Domestic team information
- 2005–2008: Staffordshire
- 1999–2002: Warwickshire Cricket Board

Career statistics
| Competition | LA |
| Matches | 6 |
| Runs scored | 49 |
| Batting average | 8.16 |
| 100s/50s | –/– |
| Top score | 16 |
| Balls bowled | 12 |
| Wickets | – |
| Bowling average | – |
| 5 wickets in innings | – |
| 10 wickets in match | – |
| Best bowling | – |
| Catches/stumpings | 1/– |
- Source: Cricinfo, 27 October 2010

= Christopher Howell (cricketer) =

English cricketer (born 1977)

Christopher Robert Howell (born 19 July 1977) is a former English cricketer. Howell was a right-handed batsman who bowled right-arm medium pace. He was born at Kingston-upon-Thames, Surrey.
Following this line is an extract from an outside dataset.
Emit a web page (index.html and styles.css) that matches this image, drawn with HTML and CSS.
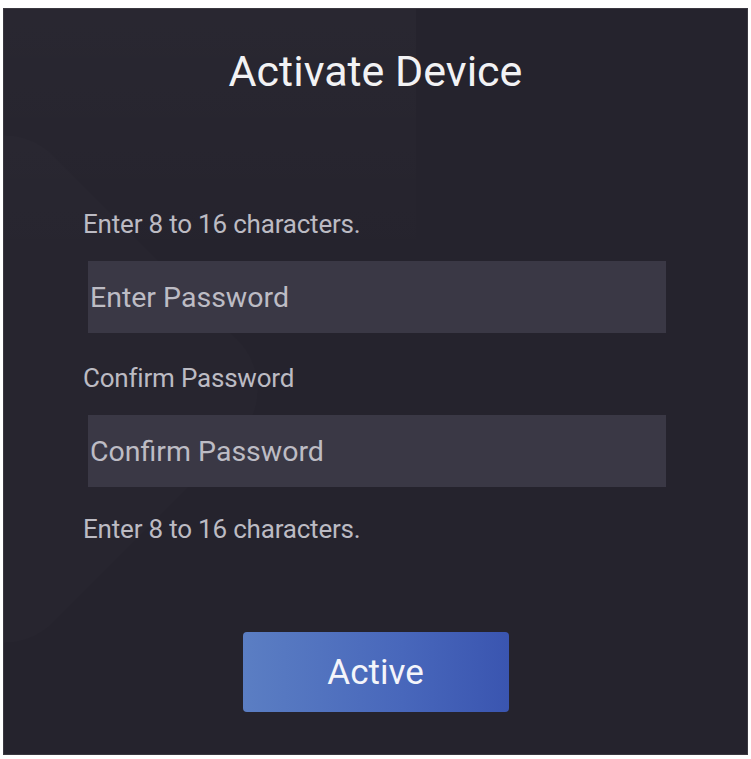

Howell represented the Warwickshire Cricket Board in List A cricket. His debut List A match came against Berkshire in the 1999 NatWest Trophy. From 1999 to 2002, he represented the Board in 5 List A matches, the last of which came against Herefordshire in the 1st round of the 2003 Cheltenham & Gloucester Trophy which was held in 2002.

In 2005, Howell joined Staffordshire. Howell made his Minor Counties Championship debut for the county against Hertfordshire. From 2005 to 2008, he represented the county in 7 Championship matches, the last of which came against Bedfordshire. He also represented the county in 4 MCCA Knockout Trophy matches during the 2007 season.

He also represented Staffordshire in a single List A match against Surrey in the 2005 Cheltenham & Gloucester Trophy. In his career total of 6 List A matches, he scored 49 runs at a batting average of 8.16, with a high score of 16. In the field he took a single catch.